Ingredients for the dressing
I generally use Italian salad dressing from the packet that you add vinegar, water & oil (olive oil) to. But rather than using red wine vinegar I recommend using balsamic vinegar, which combines exceptionally well with the blue cheese in this salad.

Directions
1. Step 1 is where most of the work comes in. I dice up all the vegetables (except lettuce and avocado)  into small, bite-sized pieces and place them into bowls as preparation for the mixing. The steak should be cooked to your preference and allowed to sit for a while to reabsorb all its juices.  When cool, cut into small pieces, cutting it into strips against the grain, then cutting those strips into smaller, bite-sized pieces.

chiffonade

A chiffonade

2. I then cut the lettuce into a chiffonade. This is when you cut it into small, thin strips (see image). This not only makes the salad easier to eat, but looks really nice when combined with the other ingredients.

3. You then have a choice, you can put everything into bowls and dress, or, my preference is to add the lettuce, carrots, onion, celery, peppers, and cheese into a bowl and add a little less dressing than I think I need (this keeps the calories down and will actually taste just fine). I then mix everything up, which spreads a thin layer of dressing onto everything, then place in serving bowls.

4. Add the steak and tomatoes to the salad. Then scoop out spoonfuls of  avocado onto the salad. I top it off with a little more blue cheese for presentation purposes and serve.

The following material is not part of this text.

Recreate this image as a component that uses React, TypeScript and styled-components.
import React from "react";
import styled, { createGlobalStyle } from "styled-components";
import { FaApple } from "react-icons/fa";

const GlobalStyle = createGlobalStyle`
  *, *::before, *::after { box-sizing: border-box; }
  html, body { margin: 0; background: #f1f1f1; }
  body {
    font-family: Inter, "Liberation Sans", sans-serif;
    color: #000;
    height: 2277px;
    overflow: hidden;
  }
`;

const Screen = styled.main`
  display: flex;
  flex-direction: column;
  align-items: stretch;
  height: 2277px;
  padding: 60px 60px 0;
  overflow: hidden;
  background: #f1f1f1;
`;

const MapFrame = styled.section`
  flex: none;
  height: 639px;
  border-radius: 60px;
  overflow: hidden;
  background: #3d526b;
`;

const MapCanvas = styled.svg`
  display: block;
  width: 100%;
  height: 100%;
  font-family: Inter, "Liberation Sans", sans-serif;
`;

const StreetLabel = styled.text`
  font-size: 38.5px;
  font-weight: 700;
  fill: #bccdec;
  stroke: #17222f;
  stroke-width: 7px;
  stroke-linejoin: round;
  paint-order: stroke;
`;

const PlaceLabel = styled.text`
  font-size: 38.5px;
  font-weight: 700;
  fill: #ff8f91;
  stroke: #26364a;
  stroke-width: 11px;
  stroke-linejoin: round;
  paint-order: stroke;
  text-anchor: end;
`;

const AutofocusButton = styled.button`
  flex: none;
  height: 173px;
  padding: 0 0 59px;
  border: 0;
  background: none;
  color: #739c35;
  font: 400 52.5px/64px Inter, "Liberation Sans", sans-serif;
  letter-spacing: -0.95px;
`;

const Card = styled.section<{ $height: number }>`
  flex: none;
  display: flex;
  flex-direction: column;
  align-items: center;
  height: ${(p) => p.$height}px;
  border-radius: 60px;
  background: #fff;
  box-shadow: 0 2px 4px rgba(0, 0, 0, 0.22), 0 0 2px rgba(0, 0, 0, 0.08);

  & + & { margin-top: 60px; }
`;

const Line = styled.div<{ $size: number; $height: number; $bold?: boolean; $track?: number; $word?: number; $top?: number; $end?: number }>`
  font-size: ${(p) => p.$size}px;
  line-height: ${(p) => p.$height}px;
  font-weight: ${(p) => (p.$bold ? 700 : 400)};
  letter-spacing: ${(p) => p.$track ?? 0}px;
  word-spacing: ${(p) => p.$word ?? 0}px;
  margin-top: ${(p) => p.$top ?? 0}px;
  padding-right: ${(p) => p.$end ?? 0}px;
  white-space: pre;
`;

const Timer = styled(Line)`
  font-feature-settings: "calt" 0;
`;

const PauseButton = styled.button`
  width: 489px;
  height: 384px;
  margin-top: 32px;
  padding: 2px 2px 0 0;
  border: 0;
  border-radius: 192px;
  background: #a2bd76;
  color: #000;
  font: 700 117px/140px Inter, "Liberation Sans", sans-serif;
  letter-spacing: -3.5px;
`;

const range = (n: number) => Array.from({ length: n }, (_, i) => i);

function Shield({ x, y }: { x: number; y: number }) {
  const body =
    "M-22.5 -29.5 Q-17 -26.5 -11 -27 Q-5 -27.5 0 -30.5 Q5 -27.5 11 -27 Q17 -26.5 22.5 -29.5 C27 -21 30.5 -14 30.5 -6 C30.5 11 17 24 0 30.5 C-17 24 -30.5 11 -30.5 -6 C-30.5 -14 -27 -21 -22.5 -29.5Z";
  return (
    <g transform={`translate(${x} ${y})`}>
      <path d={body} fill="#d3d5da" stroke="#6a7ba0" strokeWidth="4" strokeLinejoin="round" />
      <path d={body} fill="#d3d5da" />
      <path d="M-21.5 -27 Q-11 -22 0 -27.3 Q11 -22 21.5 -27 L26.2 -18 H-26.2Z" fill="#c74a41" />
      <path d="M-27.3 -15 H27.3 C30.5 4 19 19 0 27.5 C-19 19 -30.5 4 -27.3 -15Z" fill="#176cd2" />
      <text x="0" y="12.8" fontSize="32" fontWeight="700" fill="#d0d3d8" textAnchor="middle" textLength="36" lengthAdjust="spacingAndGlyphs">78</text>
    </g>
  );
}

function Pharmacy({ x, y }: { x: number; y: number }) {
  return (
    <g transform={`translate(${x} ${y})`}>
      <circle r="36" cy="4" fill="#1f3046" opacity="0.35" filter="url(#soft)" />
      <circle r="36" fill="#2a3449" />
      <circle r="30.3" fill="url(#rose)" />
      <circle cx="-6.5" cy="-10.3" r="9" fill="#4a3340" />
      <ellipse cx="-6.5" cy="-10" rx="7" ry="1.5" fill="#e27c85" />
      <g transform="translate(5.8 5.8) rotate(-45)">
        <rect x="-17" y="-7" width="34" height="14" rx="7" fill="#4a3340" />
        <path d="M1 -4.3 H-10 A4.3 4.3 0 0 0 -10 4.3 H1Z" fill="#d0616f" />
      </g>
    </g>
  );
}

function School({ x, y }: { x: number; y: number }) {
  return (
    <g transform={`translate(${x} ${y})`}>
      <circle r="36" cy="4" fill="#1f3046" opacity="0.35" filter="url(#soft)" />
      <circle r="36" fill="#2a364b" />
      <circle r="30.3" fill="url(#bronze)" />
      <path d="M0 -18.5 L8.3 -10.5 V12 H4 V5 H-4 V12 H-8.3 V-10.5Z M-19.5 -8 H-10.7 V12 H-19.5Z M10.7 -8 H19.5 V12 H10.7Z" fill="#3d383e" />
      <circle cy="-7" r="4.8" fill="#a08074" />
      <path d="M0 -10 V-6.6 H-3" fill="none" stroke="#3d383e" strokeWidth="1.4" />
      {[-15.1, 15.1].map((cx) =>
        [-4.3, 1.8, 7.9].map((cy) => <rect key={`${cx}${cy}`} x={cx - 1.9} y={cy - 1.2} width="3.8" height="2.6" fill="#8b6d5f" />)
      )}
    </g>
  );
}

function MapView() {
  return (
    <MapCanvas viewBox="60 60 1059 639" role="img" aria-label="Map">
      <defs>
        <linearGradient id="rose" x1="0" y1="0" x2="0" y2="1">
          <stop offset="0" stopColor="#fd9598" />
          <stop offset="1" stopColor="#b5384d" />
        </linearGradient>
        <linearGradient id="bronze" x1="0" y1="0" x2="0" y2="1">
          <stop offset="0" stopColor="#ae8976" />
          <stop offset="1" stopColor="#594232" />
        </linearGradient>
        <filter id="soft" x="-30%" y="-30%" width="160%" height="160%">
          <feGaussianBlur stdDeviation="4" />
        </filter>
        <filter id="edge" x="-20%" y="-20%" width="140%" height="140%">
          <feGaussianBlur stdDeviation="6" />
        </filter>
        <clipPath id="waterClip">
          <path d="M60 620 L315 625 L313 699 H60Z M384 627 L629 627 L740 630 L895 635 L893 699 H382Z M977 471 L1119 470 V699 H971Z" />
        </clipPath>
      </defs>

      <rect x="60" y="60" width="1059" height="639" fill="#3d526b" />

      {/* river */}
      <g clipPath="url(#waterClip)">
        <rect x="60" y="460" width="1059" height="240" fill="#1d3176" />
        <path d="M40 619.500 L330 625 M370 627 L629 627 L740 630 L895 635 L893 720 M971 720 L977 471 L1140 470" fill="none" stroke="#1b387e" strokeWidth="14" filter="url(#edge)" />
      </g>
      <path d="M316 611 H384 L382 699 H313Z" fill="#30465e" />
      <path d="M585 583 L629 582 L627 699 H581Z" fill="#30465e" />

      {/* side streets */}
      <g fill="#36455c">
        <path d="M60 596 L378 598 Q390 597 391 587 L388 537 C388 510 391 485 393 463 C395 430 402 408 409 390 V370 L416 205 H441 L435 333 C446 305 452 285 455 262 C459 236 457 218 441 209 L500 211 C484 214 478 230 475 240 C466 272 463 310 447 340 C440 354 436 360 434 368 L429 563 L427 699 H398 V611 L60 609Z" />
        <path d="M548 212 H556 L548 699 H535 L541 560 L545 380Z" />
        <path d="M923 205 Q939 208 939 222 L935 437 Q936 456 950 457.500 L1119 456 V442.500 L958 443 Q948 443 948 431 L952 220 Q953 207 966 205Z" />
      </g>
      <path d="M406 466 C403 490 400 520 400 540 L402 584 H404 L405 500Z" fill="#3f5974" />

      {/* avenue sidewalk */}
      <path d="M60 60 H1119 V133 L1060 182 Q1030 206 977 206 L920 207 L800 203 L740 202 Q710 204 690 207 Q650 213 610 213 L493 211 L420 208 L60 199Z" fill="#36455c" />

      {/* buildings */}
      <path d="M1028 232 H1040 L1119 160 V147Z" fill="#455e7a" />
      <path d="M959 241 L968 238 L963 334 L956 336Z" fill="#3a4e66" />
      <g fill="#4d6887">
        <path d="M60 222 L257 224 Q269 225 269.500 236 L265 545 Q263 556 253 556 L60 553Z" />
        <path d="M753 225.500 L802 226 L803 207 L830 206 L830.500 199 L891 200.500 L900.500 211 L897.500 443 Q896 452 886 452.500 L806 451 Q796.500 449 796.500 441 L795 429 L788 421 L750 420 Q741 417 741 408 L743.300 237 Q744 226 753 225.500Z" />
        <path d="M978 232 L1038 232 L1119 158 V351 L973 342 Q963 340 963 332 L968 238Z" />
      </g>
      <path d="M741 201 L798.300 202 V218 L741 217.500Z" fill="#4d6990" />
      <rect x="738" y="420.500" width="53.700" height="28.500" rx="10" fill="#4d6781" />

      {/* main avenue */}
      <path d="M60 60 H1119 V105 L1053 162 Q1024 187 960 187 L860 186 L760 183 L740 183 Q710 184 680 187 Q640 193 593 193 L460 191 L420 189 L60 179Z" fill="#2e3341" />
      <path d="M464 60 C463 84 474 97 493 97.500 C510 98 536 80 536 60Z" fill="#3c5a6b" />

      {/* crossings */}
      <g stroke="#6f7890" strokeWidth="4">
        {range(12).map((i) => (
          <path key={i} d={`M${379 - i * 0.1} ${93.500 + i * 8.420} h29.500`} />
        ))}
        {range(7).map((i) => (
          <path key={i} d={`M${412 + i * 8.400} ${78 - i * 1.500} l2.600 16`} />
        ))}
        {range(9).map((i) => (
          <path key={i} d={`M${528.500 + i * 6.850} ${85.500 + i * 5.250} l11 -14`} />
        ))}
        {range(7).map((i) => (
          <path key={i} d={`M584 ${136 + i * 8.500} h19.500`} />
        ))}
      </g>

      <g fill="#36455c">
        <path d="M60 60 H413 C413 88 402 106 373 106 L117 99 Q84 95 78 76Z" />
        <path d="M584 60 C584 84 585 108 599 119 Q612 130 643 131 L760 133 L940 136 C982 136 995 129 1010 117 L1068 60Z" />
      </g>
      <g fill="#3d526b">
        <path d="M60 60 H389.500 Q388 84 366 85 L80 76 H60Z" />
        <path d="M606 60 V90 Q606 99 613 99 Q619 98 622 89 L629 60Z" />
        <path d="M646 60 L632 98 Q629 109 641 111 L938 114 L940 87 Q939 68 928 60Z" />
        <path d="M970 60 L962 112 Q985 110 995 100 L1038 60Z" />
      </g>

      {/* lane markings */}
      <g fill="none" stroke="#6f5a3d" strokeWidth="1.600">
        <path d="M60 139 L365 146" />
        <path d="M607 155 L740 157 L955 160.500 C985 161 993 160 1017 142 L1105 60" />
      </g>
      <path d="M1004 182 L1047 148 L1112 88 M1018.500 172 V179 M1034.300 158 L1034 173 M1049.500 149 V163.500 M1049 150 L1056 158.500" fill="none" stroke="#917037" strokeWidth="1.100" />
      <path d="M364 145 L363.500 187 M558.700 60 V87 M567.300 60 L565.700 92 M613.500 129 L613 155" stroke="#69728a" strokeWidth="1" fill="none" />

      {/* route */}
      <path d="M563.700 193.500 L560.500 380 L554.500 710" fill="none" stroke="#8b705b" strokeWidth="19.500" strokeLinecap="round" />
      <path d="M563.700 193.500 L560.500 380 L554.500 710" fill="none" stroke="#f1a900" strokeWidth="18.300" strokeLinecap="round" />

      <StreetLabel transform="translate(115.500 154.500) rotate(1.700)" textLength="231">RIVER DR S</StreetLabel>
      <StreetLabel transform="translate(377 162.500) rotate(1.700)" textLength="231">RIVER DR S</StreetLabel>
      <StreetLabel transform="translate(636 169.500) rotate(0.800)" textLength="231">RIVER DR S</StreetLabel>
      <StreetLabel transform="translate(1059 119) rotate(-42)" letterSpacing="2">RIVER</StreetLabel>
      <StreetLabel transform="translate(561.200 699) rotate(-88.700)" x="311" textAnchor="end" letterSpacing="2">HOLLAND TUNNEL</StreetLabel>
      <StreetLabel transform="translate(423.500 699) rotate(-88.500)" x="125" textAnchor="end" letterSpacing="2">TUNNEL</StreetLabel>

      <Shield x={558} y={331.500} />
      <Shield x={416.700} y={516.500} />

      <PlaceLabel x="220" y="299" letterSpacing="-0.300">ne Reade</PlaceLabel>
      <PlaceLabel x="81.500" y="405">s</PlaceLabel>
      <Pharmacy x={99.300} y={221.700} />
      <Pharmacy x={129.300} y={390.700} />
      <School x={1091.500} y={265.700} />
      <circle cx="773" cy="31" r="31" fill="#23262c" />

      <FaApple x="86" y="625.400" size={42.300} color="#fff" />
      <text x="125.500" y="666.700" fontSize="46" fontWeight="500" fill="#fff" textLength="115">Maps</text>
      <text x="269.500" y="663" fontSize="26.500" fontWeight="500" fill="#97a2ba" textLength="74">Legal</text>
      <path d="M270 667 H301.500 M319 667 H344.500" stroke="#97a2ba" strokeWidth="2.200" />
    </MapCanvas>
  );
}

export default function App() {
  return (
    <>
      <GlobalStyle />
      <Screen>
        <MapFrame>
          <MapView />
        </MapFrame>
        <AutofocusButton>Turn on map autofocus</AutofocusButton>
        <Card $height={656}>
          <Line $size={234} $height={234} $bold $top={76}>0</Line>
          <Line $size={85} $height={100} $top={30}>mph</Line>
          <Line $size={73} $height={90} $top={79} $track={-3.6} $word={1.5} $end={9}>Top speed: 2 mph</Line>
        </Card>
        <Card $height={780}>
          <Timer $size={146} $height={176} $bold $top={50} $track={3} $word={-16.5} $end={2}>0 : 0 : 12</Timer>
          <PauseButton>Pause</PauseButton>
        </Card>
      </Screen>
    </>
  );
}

By chopping all the ingredients into small pieces, and coating them well with minimal dressing, you will achieve a healthful salad with a lot of flavor, that doesn’t have to be high in calories. Yes, the blue cheese is not low calorie, but you don’t need a lot of it when you are mixing all the ingredients together, the flavor will carry throughout the salad. This dish always goes over well when I serve it. Some people leave the steak out (my vegetarian brother) and the salad will still taste great.

Caramelized Salsa Verde

Caramelized Salsa Verde

Caramelized Salsa Verde

This is a surprisingly good take on salsa verde, the caramelization of the vegetables adds a wonderful depth of flavor to the classic salsa. I like to serve this warm with tortilla chips, but it works well in place of guacamole, or even with guacamole in tacos and fajitas. I often make it with the green chilies (without the pith and seeds) for a less spicy dish, but the chilies give the salsa a more nuanced character, so I like to include them.

Ingredients
2 pounds of tomatillos (husk removed)
6 green chilies (if you like it spicy)
1/2 of a medium onion, left intact, not cut up
2 garlic cloves
6 sprigs of cilantro leaves, including stem
1 teaspoon lime juice
3 tablespoons vegetable oil
salt to taste

Directions
1. Cut the tomatillos into quarters. If you are using the green chilies, you can remove the seeds and the pith (white ribs) if you like them less spicy, or keep them if you like more heat). Heat the oil in a pan and add the tomatillos, chilies, onion, and garlic. Cook over a medium-high heat, moving the items periodically to prevent them from burning. Cook the vegetables until they have turned a nice brown color, indicating that caramelization has begun. The tomatillos will cook down and lose a lot of moisture, this is normal.

2. When the vegetables have caramelized, place them in a blender or food processor, add the cilantro, lime juice and salt, and puree until smooth. Place in a bowl and serve.

This dish can be served on its own as a dip, or used on food. It can also be served warm or chilled in the refrigerator until ready to use, it will taste great either way.

Caramel Popcorn Balls

caramel popcorn balls

Caramel Popcorn Balls

These popcorn balls are easy to make and disappear in an instant. This recipe can be used to make regular caramel popcorn, however the kids really like the balls and I kind of do too. It also makes them easier to distribute when you can toss them across a room when the time comes. If we want to take them somewhere we put them in little wax paper sandwich bags to keep them safe. Personally, I prefer to pop my own popcorn, however in a pinch I have used 2 bags of microwave popcorn and no one will know the difference.

Ingredients
10 cups of popcorn
1/2 bag of Kraft caramel pieces (about 25 – 30)
1 tablespoon of butter
1 tablespoon water
A dash of salt
extra butter for greasing up hands

Directions
1. Put the popcorn in a large bowl, large enough to allow for the mixing of the ingredients as the popcorn will be tossed around.

2. In a medium saucepan, place the butter, water, salt and caramel pieces and over a medium-high heat, melt the caramel, stirring constantly with a silicone spatula to keep it from burning on the bottom of the pan. When melted, remove from heat and keep stirring for a minute.

3. Slowly pour the melted caramel mixture into the bowl while using two large forks to keep tossing the popcorn like a salad. I often recruit my wife to pour while I stir, but it can be done by one person.

3. When the caramel has been incorporated into the popcorn, grab a hunk of butter and rub it all over your hands so they are nice and buttery. This will allow you to shape the balls without the popcorn sticking to your hands. It also adds a nice coating of butter to the popcorn that adds tremendously to the flavor, but isn’t enough to make them greasy. Pick up a handful of the popcorn mixture and shape into a ball. Press lightly to shape them into spheres. You should have plenty of time to do this before all the popcorn cools, as when warm it will shape easily, but if you leave it to cool first, you will have a tough time shaping it into balls.

4. Eat before your kids see them or you won’t get any.